◆ **What the task requires**
In the entries that follow, find the word "Clone" and report each line it is on.

◆ **Exercise inputs**
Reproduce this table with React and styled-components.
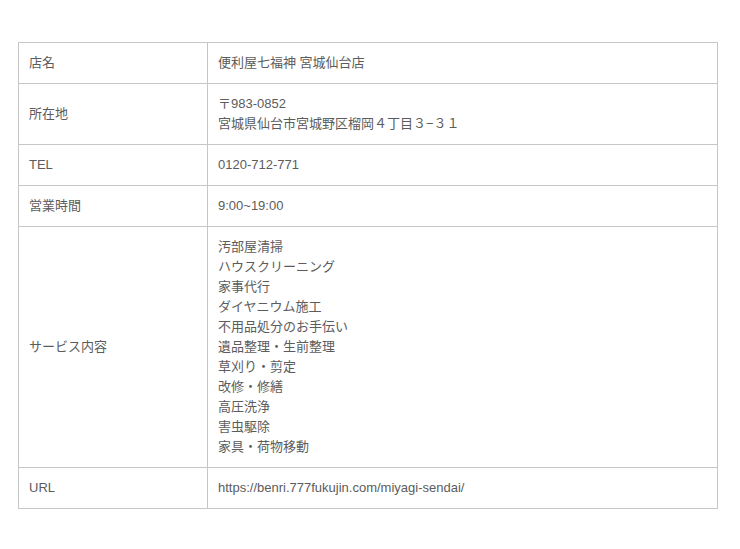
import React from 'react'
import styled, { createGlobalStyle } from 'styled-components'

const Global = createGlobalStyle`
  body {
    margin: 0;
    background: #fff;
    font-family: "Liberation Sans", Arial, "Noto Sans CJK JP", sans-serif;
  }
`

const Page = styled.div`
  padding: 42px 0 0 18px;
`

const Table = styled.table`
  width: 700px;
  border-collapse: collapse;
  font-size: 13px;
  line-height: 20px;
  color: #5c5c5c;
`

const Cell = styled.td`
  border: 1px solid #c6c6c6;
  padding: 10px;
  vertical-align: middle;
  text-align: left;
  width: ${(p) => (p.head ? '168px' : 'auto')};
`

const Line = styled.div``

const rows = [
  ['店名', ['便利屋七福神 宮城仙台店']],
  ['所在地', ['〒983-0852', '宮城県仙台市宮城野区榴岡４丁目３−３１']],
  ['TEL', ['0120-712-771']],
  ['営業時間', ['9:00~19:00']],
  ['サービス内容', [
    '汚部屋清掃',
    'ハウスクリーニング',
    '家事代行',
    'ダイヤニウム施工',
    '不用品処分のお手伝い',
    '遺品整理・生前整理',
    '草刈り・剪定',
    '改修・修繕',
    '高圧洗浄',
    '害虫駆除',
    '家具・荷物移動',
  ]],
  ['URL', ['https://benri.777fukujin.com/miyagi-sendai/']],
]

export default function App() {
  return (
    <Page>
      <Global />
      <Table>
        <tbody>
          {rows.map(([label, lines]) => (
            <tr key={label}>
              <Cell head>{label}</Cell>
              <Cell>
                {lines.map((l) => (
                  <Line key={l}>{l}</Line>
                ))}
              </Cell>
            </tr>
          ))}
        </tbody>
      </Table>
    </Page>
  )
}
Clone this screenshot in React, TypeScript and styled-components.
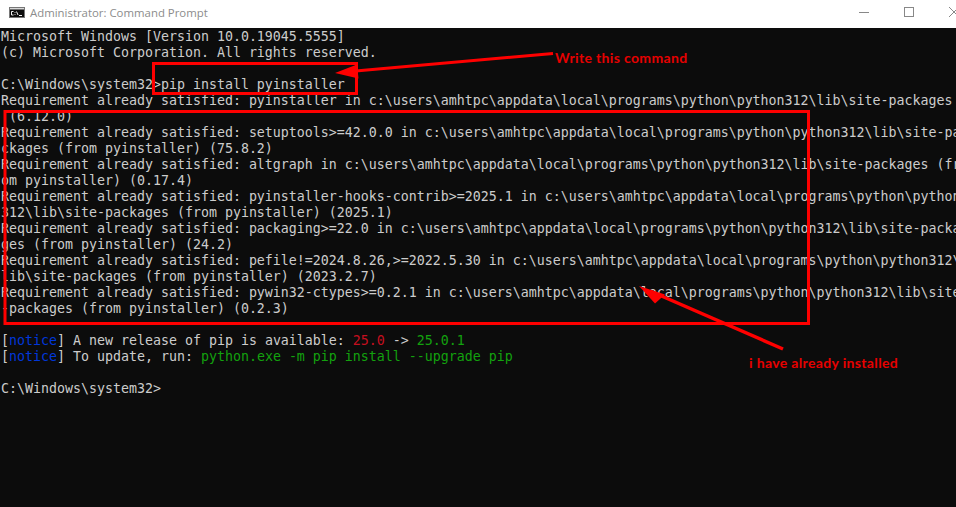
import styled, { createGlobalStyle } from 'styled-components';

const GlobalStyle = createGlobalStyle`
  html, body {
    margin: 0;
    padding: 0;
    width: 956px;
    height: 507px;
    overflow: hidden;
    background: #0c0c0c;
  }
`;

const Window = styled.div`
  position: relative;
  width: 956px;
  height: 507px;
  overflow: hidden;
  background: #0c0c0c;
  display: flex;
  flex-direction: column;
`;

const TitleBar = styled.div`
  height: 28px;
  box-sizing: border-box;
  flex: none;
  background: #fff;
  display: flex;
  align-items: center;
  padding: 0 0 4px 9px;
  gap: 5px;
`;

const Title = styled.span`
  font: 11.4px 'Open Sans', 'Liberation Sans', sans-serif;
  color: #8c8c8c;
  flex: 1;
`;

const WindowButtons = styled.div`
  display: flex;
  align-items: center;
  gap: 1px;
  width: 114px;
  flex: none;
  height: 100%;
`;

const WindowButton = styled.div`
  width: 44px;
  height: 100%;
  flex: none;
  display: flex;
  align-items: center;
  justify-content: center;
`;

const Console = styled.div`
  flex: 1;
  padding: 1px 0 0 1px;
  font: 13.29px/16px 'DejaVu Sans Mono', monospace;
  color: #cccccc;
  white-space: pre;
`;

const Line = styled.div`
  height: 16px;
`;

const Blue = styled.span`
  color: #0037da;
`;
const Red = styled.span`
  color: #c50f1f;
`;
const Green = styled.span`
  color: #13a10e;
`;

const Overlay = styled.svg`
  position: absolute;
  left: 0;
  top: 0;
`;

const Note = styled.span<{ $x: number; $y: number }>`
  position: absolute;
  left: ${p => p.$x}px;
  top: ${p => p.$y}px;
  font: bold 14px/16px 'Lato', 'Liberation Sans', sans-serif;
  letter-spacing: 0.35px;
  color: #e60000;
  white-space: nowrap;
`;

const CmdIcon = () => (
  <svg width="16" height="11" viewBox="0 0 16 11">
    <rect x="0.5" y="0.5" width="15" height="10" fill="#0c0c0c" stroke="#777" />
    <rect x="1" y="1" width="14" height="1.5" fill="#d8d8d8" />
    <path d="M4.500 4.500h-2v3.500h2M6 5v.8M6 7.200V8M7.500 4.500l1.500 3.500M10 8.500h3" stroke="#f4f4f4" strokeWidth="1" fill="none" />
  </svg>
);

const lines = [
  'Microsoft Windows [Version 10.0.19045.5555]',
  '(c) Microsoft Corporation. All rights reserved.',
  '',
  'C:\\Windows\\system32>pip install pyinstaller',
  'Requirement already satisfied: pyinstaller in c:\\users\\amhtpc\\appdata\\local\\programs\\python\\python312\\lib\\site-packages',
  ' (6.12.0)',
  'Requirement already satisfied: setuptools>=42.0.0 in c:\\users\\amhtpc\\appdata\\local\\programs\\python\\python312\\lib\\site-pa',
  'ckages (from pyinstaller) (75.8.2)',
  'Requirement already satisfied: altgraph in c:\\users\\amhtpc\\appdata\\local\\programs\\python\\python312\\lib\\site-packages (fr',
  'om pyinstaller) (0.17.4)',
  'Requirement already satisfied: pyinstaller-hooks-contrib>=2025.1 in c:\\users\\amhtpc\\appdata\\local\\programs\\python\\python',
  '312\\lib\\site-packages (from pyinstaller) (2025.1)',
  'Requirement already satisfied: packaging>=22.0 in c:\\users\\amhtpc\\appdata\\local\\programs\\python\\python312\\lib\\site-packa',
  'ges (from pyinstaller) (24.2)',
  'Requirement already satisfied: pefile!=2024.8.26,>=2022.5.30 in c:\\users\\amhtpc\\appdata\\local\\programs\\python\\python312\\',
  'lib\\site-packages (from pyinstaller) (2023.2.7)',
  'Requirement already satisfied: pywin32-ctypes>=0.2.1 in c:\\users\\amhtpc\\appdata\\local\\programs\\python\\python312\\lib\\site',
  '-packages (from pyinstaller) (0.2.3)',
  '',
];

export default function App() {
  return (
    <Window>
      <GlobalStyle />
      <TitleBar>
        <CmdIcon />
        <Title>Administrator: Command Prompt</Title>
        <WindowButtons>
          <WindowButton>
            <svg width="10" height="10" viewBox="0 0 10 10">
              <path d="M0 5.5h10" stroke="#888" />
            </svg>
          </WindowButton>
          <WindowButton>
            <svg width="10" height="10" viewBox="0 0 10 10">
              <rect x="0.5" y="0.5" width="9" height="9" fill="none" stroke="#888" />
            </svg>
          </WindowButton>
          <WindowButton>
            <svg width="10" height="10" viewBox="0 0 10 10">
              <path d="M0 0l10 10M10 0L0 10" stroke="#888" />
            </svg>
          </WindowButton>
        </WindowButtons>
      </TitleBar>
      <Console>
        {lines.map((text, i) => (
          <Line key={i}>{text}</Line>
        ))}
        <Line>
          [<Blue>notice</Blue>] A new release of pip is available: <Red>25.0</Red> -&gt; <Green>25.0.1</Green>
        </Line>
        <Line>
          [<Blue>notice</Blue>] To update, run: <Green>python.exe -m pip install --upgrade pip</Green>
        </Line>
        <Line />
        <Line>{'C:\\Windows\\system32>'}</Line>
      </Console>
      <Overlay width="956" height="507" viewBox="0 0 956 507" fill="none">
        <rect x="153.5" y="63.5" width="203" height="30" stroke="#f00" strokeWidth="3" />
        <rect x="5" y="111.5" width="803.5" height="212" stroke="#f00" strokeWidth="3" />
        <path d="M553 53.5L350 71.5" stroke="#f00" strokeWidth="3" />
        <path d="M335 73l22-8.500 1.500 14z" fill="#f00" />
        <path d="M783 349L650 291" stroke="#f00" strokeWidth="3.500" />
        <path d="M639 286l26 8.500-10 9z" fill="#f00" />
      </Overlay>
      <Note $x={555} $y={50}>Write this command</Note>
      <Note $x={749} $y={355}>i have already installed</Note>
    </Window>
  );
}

...

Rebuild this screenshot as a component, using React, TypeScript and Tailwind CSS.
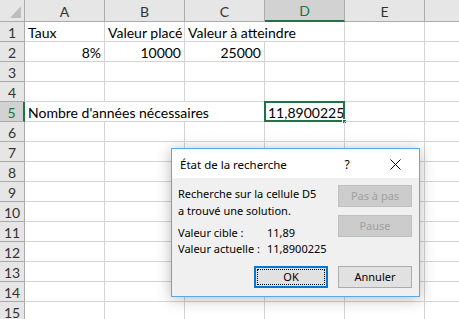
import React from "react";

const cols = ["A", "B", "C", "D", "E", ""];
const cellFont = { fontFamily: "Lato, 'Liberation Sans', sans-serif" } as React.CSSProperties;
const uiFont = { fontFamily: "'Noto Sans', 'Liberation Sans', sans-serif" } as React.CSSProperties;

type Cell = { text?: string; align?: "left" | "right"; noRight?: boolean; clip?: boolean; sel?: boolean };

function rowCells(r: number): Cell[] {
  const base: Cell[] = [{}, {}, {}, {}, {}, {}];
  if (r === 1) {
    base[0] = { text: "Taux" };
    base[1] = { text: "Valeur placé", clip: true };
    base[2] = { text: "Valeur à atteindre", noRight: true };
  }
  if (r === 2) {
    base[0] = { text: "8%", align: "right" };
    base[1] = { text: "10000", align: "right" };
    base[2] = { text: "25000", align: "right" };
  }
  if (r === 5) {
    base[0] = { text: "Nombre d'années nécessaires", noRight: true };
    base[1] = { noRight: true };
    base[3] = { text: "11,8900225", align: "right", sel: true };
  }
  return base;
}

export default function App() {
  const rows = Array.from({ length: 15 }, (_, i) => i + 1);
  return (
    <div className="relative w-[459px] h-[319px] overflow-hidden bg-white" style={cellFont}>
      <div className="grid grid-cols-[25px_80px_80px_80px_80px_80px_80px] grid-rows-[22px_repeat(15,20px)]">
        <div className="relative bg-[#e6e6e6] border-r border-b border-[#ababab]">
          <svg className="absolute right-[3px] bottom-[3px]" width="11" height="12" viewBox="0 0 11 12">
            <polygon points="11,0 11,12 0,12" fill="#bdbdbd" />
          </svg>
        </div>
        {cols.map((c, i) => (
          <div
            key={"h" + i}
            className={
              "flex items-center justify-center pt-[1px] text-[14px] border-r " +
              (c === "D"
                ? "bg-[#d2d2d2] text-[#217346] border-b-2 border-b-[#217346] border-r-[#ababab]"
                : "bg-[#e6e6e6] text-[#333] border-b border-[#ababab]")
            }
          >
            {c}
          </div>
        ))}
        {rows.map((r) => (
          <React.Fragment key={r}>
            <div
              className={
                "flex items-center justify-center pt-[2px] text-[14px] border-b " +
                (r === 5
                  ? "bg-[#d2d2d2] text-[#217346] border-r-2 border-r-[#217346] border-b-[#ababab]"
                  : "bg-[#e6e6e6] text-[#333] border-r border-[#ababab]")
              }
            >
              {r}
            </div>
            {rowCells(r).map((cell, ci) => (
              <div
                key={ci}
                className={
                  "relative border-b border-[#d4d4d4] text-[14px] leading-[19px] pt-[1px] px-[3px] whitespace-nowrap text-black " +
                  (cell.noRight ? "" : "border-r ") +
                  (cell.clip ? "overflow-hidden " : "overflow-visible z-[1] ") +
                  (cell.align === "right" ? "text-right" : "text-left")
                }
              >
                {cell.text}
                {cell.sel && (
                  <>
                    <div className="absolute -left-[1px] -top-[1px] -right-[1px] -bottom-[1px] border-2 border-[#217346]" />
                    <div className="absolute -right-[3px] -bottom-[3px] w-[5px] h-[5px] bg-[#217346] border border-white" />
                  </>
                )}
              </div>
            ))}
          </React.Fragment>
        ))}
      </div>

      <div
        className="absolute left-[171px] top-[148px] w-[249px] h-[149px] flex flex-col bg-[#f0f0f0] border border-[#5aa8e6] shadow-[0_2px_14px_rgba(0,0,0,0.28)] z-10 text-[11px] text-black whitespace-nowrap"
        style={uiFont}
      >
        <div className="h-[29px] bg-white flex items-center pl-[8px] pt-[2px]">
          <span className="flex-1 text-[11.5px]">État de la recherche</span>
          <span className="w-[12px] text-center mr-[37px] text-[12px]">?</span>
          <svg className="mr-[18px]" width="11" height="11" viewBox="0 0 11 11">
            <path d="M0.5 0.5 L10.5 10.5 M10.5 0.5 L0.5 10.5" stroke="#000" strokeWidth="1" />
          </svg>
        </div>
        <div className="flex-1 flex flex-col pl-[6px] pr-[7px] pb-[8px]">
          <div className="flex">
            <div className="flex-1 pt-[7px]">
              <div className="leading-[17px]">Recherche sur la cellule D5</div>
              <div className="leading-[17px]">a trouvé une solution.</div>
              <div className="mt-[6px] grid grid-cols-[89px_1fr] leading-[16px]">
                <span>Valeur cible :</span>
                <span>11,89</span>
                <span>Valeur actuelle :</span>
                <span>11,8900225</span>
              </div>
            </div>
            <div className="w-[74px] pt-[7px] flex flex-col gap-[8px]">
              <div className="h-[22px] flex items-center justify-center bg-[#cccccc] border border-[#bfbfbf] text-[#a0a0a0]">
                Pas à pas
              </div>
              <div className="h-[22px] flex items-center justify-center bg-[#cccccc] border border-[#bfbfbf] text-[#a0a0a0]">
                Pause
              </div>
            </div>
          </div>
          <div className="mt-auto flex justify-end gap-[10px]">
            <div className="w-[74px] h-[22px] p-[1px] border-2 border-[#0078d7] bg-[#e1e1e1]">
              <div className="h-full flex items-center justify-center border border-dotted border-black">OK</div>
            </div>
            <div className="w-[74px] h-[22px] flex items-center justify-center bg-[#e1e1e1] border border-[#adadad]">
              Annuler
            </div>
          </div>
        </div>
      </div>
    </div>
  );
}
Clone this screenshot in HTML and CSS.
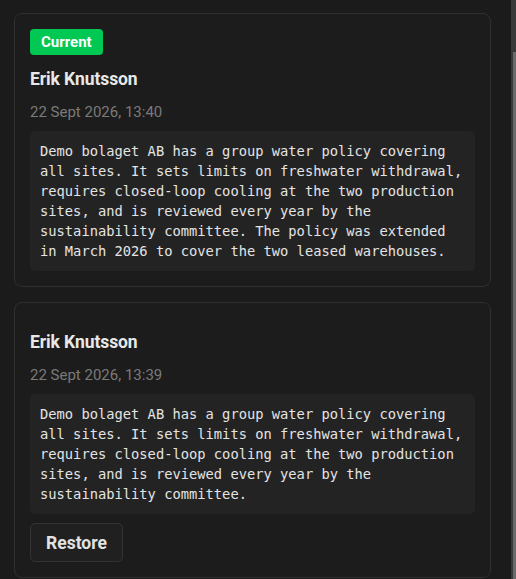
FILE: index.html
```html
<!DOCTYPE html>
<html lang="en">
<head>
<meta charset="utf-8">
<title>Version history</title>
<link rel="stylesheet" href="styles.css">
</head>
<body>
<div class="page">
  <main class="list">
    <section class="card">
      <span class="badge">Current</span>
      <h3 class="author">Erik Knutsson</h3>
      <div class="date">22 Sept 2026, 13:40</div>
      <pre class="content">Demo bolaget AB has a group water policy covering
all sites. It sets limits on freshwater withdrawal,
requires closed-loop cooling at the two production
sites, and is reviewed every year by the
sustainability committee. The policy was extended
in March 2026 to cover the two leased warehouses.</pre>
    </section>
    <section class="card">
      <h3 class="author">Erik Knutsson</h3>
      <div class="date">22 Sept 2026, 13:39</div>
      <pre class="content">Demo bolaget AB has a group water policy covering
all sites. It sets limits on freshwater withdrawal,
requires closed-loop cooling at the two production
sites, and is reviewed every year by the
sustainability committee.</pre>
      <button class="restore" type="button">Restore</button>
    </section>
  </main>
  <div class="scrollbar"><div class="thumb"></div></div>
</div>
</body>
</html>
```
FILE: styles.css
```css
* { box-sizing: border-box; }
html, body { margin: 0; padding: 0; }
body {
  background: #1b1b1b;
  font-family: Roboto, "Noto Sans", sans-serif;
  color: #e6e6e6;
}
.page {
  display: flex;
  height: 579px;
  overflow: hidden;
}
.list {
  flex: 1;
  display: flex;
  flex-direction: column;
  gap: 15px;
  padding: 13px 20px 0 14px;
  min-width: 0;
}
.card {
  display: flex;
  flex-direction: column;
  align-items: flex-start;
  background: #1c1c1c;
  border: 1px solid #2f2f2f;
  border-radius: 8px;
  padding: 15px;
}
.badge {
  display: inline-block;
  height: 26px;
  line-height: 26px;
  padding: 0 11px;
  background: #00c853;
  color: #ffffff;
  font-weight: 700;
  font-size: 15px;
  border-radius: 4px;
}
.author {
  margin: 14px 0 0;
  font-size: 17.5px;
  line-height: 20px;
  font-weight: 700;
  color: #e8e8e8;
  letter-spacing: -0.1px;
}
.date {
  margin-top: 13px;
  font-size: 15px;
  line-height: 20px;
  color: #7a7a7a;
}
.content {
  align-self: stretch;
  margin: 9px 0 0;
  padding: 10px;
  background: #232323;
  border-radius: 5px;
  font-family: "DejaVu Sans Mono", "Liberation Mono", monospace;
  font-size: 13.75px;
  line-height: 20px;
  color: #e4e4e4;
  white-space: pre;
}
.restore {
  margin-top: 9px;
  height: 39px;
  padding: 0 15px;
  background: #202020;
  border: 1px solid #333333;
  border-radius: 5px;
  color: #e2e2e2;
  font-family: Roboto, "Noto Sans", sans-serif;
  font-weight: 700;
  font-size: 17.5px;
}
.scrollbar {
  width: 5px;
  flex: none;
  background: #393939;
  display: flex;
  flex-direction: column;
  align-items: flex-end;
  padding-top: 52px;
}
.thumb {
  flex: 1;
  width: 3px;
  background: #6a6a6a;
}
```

◆ **Finished answer**
Clone this screenshot in React, TypeScript and styled-components.
Clone this screenshot in HTML and CSS.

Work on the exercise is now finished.